* **Stated goal**
Copy the data exactly; pictures stay out of the copy.

»»

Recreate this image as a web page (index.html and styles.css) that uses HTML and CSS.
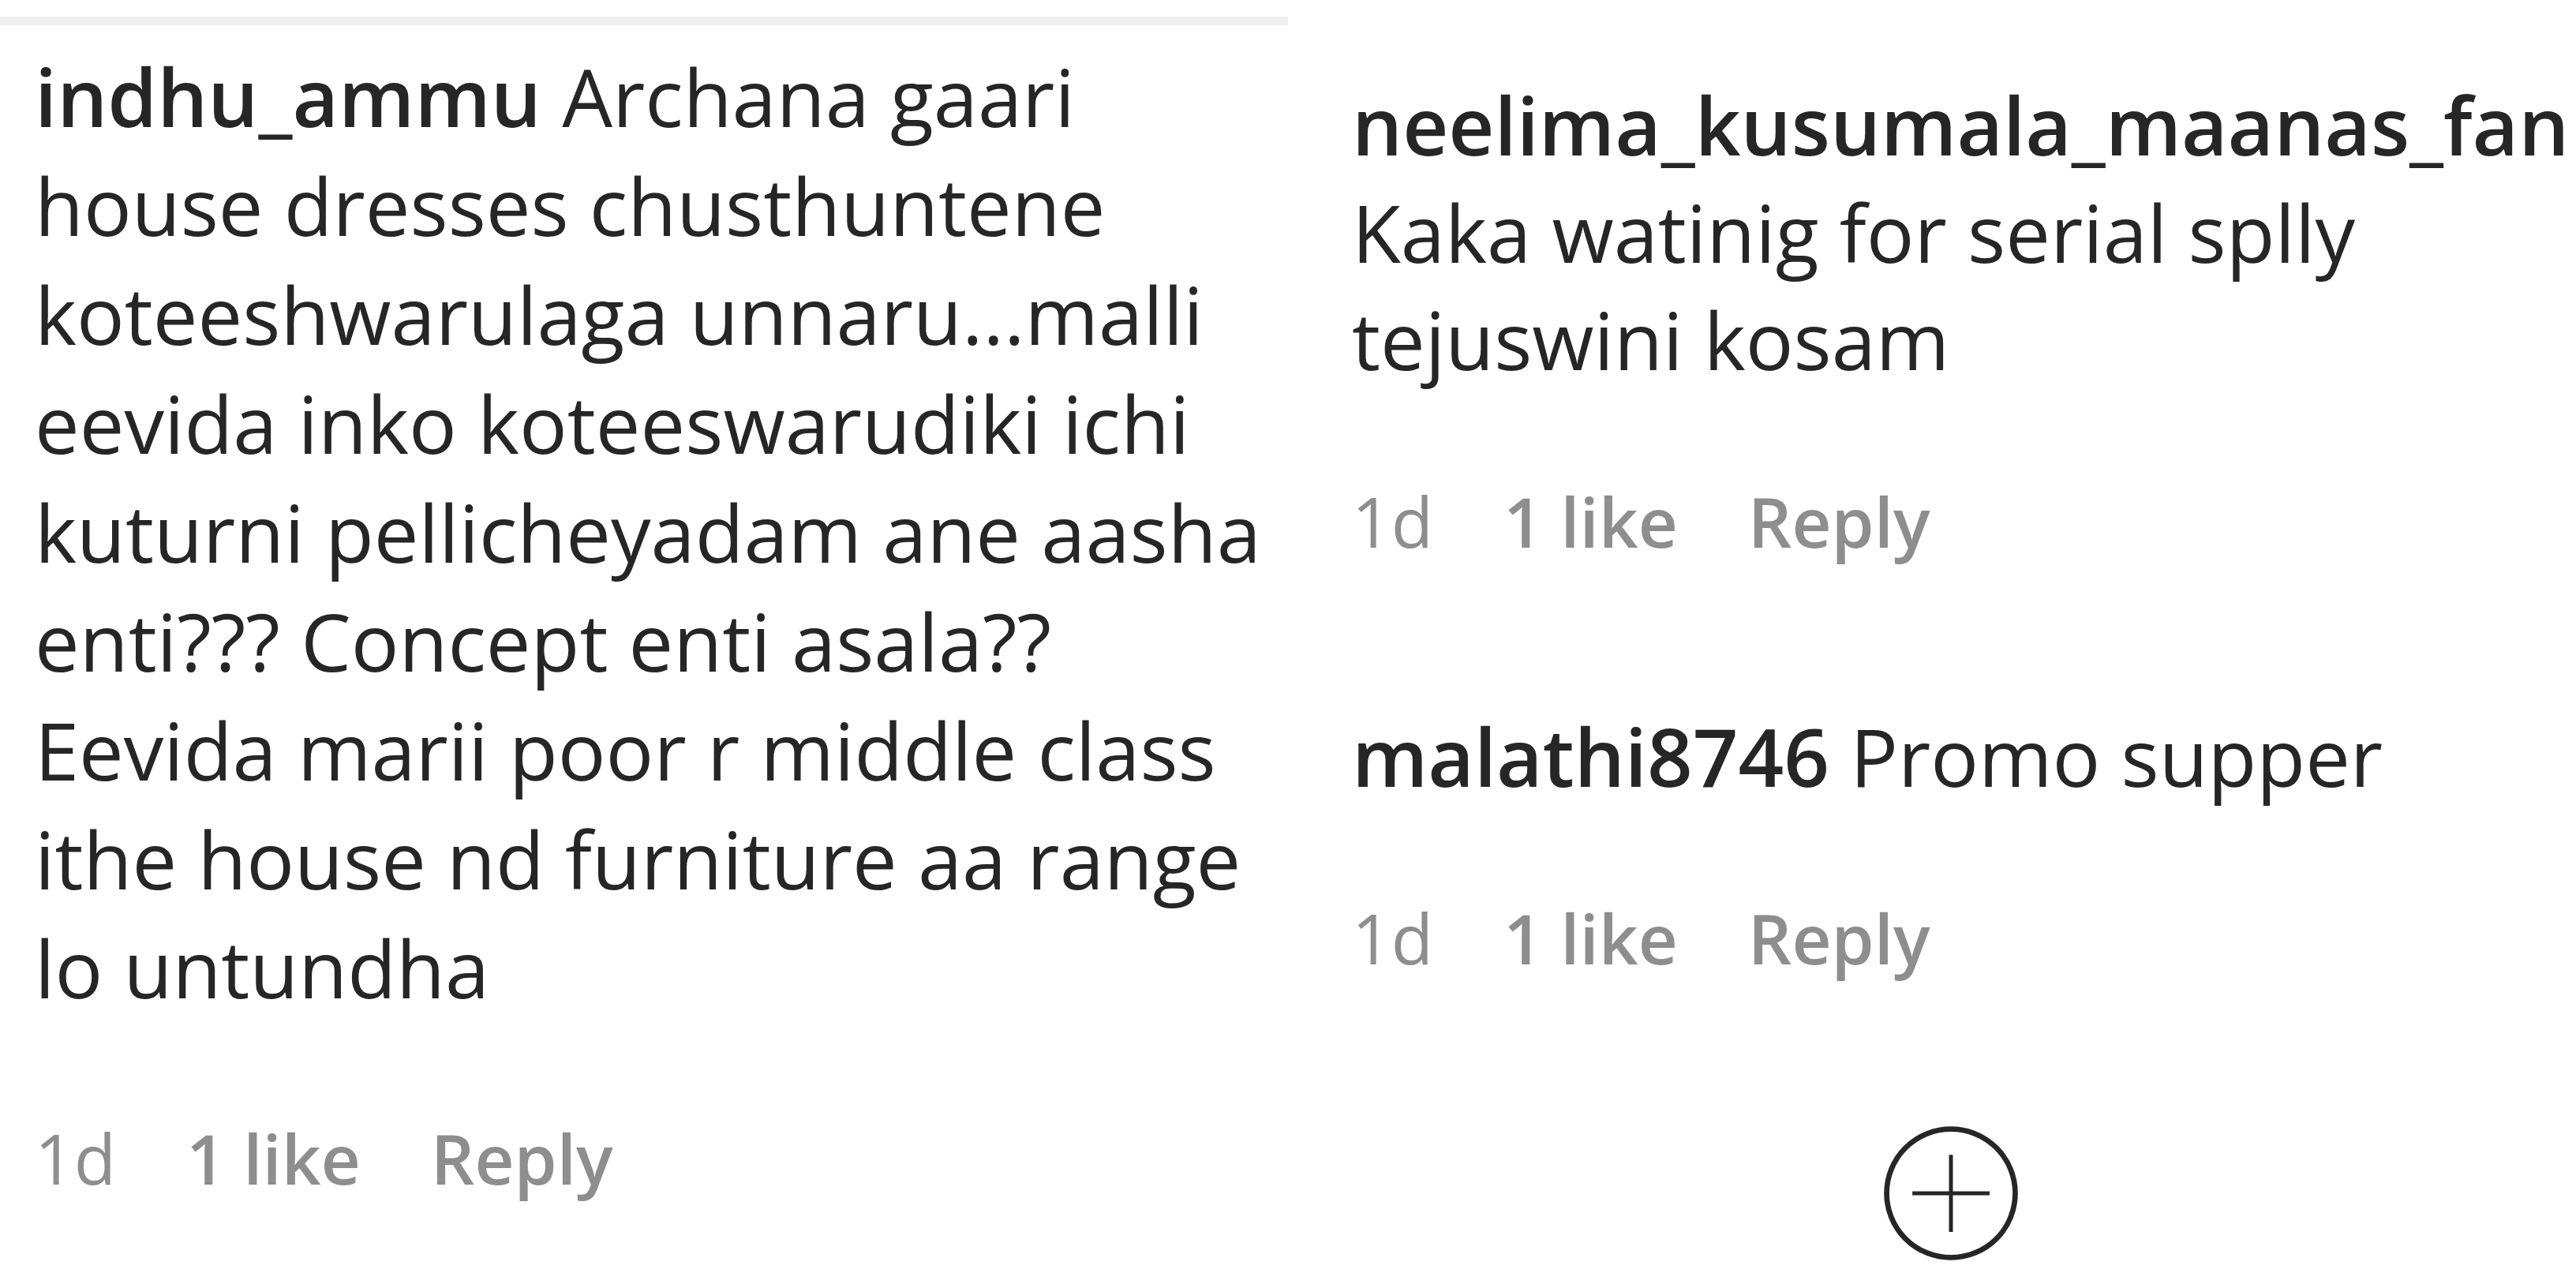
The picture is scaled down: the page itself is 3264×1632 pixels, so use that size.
FILE: index.html
```html
<!DOCTYPE html>
<html lang="en">
<head>
<meta charset="utf-8">
<title>Comments</title>
<link rel="stylesheet" href="styles.css">
</head>
<body>
<main class="page">
  <section class="col col-left">
    <div class="rule"></div>
    <ul class="comments">
      <li class="comment">
        <p class="comment-text"><a class="user" href="#">indhu_ammu</a> Archana gaari house dresses chusthuntene koteeshwarulaga unnaru...malli eevida inko koteeswarudiki ichi kuturni pellicheyadam ane aasha enti??? Concept enti asala?? Eevida marii poor r middle class ithe house nd furniture aa range lo untundha</p>
        <div class="meta"><time>1d</time><span class="likes">1 like</span><button class="reply" type="button">Reply</button></div>
      </li>
    </ul>
  </section>
  <section class="col col-right">
    <ul class="comments">
      <li class="comment">
        <p class="comment-text"><a class="user" href="#">neelima_kusumala_maanas_fan</a> Kaka watinig for serial splly tejuswini kosam</p>
        <div class="meta"><time>1d</time><span class="likes">1 like</span><button class="reply" type="button">Reply</button></div>
      </li>
      <li class="comment">
        <p class="comment-text"><a class="user" href="#">malathi8746</a> Promo supper</p>
        <div class="meta"><time>1d</time><span class="likes">1 like</span><button class="reply" type="button">Reply</button></div>
      </li>
    </ul>
    <div class="more-row">
      <button class="more" type="button" aria-label="Load more comments">
        <svg viewBox="0 0 24 24" width="170" height="170" fill="none" stroke="#262626">
          <circle cx="12" cy="12" r="11.5" stroke-width="0.95"/>
          <path d="M5.1 12h13.8M12 5.1v13.8" stroke-width="0.7"/>
        </svg>
      </button>
    </div>
  </section>
</main>
</body>
</html>
```
FILE: styles.css
```css
html, body {
  margin: 0;
  background: #ffffff;
}

body {
  font-family: "Open Sans", "Noto Sans", sans-serif;
  color: #262626;
}

.page {
  display: grid;
  grid-template-columns: 1632px 1632px;
  height: 1632px;
  overflow: hidden;
}

.col-left {
  --lh: 138px;
  --meta-gap: 114px;
}

.col-right {
  --lh: 136px;
  --meta-gap: 104px;
  padding: 90px 0 0 81px;
}

.rule {
  height: 11px;
  margin-top: 21px;
  background: #efefef;
}

.comments {
  list-style: none;
  margin: 0;
  padding: 0;
}

.col-left .comments {
  padding: 21px 0 0 44px;
  width: 1580px;
}

.col-right .comments,
.more-row {
  width: 1518px;
}

.comment + .comment {
  margin-top: 172px;
}

.comment-text {
  margin: 0;
  font-size: 101px;
  line-height: var(--lh);
}

.user {
  font-weight: 600;
  color: inherit;
  text-decoration: none;
}

.meta {
  display: flex;
  gap: 89px;
  margin-top: var(--meta-gap);
  font-size: 87px;
  line-height: 116px;
  color: #8e8e8e;
}

.likes {
  font-weight: 600;
}

.reply {
  font: inherit;
  font-weight: 600;
  color: inherit;
  background: none;
  border: 0;
  padding: 0;
  line-height: inherit;
}

.more-row {
  display: flex;
  justify-content: center;
  margin-top: 181px;
}

.more {
  display: block;
  padding: 0;
  border: 0;
  background: none;
  line-height: 0;
}
```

««

* **Answer to the task**
Recreate this image as a web page (index.html and styles.css) that uses HTML and CSS.
The picture is scaled down: the page itself is 3264×1632 pixels, so use that size.
FILE: index.html
```html
<!DOCTYPE html>
<html lang="en">
<head>
<meta charset="utf-8">
<title>Comments</title>
<link rel="stylesheet" href="styles.css">
</head>
<body>
<main class="page">
  <section class="col col-left">
    <div class="rule"></div>
    <ul class="comments">
      <li class="comment">
        <p class="comment-text"><a class="user" href="#">indhu_ammu</a> Archana gaari house dresses chusthuntene koteeshwarulaga unnaru...malli eevida inko koteeswarudiki ichi kuturni pellicheyadam ane aasha enti??? Concept enti asala?? Eevida marii poor r middle class ithe house nd furniture aa range lo untundha</p>
        <div class="meta"><time>1d</time><span class="likes">1 like</span><button class="reply" type="button">Reply</button></div>
      </li>
    </ul>
  </section>
  <section class="col col-right">
    <ul class="comments">
      <li class="comment">
        <p class="comment-text"><a class="user" href="#">neelima_kusumala_maanas_fan</a> Kaka watinig for serial splly tejuswini kosam</p>
        <div class="meta"><time>1d</time><span class="likes">1 like</span><button class="reply" type="button">Reply</button></div>
      </li>
      <li class="comment">
        <p class="comment-text"><a class="user" href="#">malathi8746</a> Promo supper</p>
        <div class="meta"><time>1d</time><span class="likes">1 like</span><button class="reply" type="button">Reply</button></div>
      </li>
    </ul>
    <div class="more-row">
      <button class="more" type="button" aria-label="Load more comments">
        <svg viewBox="0 0 24 24" width="170" height="170" fill="none" stroke="#262626">
          <circle cx="12" cy="12" r="11.5" stroke-width="0.95"/>
          <path d="M5.1 12h13.8M12 5.1v13.8" stroke-width="0.7"/>
        </svg>
      </button>
    </div>
  </section>
</main>
</body>
</html>
```
FILE: styles.css
```css
html, body {
  margin: 0;
  background: #ffffff;
}

body {
  font-family: "Open Sans", "Noto Sans", sans-serif;
  color: #262626;
}

.page {
  display: grid;
  grid-template-columns: 1632px 1632px;
  height: 1632px;
  overflow: hidden;
}

.col-left {
  --lh: 138px;
  --meta-gap: 114px;
}

.col-right {
  --lh: 136px;
  --meta-gap: 104px;
  padding: 90px 0 0 81px;
}

.rule {
  height: 11px;
  margin-top: 21px;
  background: #efefef;
}

.comments {
  list-style: none;
  margin: 0;
  padding: 0;
}

.col-left .comments {
  padding: 21px 0 0 44px;
  width: 1580px;
}

.col-right .comments,
.more-row {
  width: 1518px;
}

.comment + .comment {
  margin-top: 172px;
}

.comment-text {
  margin: 0;
  font-size: 101px;
  line-height: var(--lh);
}

.user {
  font-weight: 600;
  color: inherit;
  text-decoration: none;
}

.meta {
  display: flex;
  gap: 89px;
  margin-top: var(--meta-gap);
  font-size: 87px;
  line-height: 116px;
  color: #8e8e8e;
}

.likes {
  font-weight: 600;
}

.reply {
  font: inherit;
  font-weight: 600;
  color: inherit;
  background: none;
  border: 0;
  padding: 0;
  line-height: inherit;
}

.more-row {
  display: flex;
  justify-content: center;
  margin-top: 181px;
}

.more {
  display: block;
  padding: 0;
  border: 0;
  background: none;
  line-height: 0;
}
```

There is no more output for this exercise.